Still, the day after the article appeared in Echo, tech problems hit Expert Apps just as Galvin and his wife were hosting a holiday party. ‘For the first time, friends and family witnessed me on my laptop and phone for most of it,’ Galvin said. ‘That was quite sad, however, the difference between this time and in the past was I still managed to get time in to see the children. I even went to the coast for a few hours, and I have now booked many short breaks and days out in advance during 2019 to make up for the time loss.’

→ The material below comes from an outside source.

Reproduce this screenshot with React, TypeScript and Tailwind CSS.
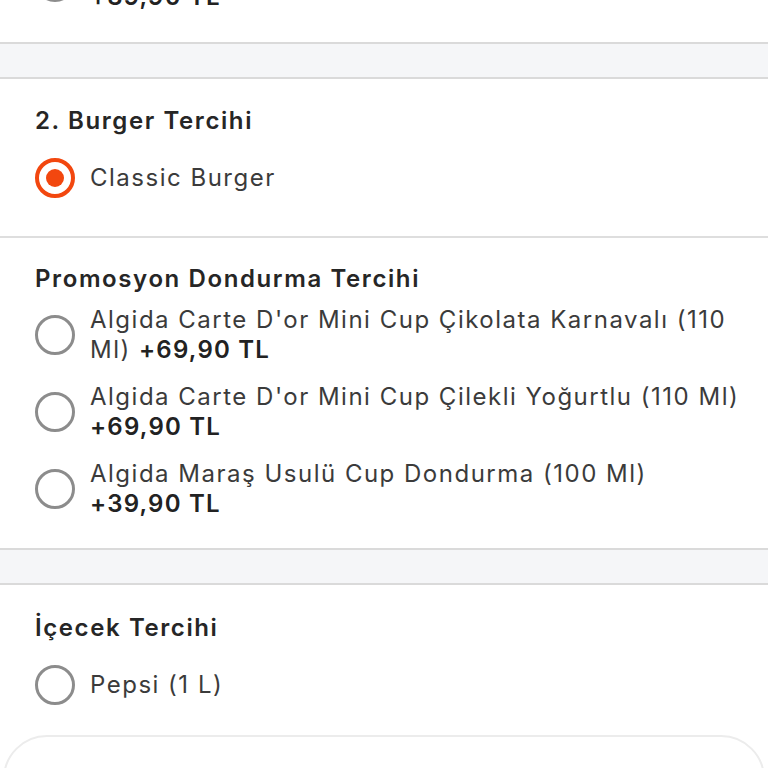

In the final analysis, a pensive but introspective Galvin told us, ‘I didn’t realize I needed to create and appreciate family time and be present. I cannot even bear to think of how I ‘opted out’ of being present for my children. Now, for me it’s the thought of the impact on my children of all the times they talked to me and shared things with me that I don’t remember. I wonder now if, when they are older, they will remember the time I was of that narrow mindset?’